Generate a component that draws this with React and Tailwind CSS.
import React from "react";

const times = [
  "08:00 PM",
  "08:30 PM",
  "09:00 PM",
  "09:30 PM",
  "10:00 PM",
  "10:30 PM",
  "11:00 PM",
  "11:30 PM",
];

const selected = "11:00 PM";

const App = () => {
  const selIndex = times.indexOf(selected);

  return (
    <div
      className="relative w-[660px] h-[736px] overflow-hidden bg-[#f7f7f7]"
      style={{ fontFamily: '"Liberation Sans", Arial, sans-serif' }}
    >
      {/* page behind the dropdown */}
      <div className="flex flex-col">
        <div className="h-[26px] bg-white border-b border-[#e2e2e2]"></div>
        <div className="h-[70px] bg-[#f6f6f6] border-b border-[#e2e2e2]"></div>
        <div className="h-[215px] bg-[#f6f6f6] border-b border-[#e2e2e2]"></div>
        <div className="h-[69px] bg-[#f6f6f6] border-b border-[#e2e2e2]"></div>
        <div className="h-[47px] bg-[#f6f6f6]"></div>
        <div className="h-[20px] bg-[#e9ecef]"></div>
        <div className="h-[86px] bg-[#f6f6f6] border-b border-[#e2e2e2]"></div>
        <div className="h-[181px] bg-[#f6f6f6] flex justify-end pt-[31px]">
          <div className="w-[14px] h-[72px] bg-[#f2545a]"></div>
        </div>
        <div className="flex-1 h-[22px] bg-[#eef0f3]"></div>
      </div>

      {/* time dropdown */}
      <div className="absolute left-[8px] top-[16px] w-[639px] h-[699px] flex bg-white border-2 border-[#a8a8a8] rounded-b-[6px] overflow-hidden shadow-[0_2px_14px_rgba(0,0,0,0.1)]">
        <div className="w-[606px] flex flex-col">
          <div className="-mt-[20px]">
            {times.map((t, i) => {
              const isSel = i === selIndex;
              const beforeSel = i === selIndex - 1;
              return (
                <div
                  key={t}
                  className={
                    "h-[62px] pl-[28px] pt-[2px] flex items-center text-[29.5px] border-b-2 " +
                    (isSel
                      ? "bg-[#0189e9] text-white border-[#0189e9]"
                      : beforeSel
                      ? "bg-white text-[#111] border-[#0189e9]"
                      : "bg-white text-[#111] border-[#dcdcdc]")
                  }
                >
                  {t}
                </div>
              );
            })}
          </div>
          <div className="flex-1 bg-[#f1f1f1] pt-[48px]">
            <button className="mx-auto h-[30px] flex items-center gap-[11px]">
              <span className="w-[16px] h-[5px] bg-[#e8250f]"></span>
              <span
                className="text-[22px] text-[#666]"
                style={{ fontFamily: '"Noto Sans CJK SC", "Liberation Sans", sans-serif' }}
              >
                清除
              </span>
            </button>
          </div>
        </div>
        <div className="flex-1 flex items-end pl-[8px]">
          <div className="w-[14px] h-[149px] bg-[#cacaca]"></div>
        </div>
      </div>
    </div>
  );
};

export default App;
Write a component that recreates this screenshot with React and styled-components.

- Exercise details -
Return only the exact lines from the opening of the records through the line that contains "const selIndex = times.indexOf(selected);", both included.

- Response below -
Generate a component that draws this with React and Tailwind CSS.
import React from "react";

const times = [
  "08:00 PM",
  "08:30 PM",
  "09:00 PM",
  "09:30 PM",
  "10:00 PM",
  "10:30 PM",
  "11:00 PM",
  "11:30 PM",
];

const selected = "11:00 PM";

const App = () => {
  const selIndex = times.indexOf(selected);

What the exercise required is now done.